- Born: May 13, 1979 (age 46) Parintins, Amazonas, Brazil
- Height: 5 ft 6 in (1.68 m)
- Weight: 145 lb (66 kg; 10.4 st)
- Division: Featherweight
- Fighting out of: Las Vegas, Nevada, United States
- Team: Fredson Paixão Brazilian Jiu Jitsu Association Gracie Barra Combat Team
- Rank: 4th degree black belt in Brazilian jiu-jitsu

Mixed martial arts record
- Total: 17
- Wins: 11
- By knockout: 1
- By submission: 6
- By decision: 4
- Losses: 5
- By knockout: 1
- By decision: 4
- No contests: 1

Other information
- Website: https://fredsonpaixaobjj.com/
- Mixed martial arts record from Sherdog

= Fredson Paixão =

Brazilian BJJ practitioner and MMA fighter

Fredson Paixão Melo (/pt/; born May 13, 1979) is a Brazilian mixed martial artist and Brazilian jiu-jitsu practitioner. He has competed as a featherweight the UFC, WEC, Deep, and Jungle Fight. He is also a world champion in Brazilian jiu-jitsu.

==Background==
Paixão earned his black belt from Osvaldo Alves in 1998. He has won multiple World Championships as a black belt. He took first place at Mundials in 1998 (as a purple belt); and in 2001, 2002, and 2005 (as a black belt). In addition, he finished second (silver medal) in 2004.
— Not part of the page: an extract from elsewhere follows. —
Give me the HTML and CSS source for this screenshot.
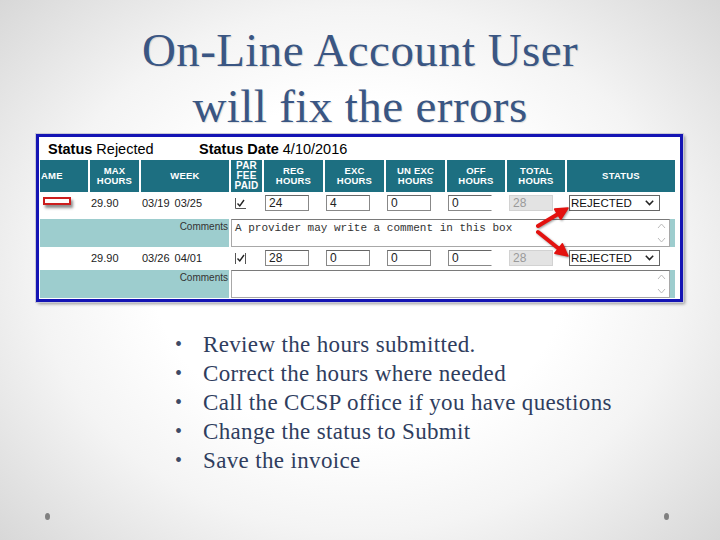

In May 2010, Paixão defeated Caol Uno in a submission grappling bout at the UFC Fan Expo held in Las Vegas at UFC 114.

== Mixed martial arts career ==
Paixão made his WEC debut at WEC 40, where he lost a unanimous decision to Wagnney Fabiano.

In his next fight, Paixao fought Cole Province at WEC 42, where he originally suffered a split decision loss. The result was later changed to a no contest after Province tested positive for banned substances during a post-fight screening.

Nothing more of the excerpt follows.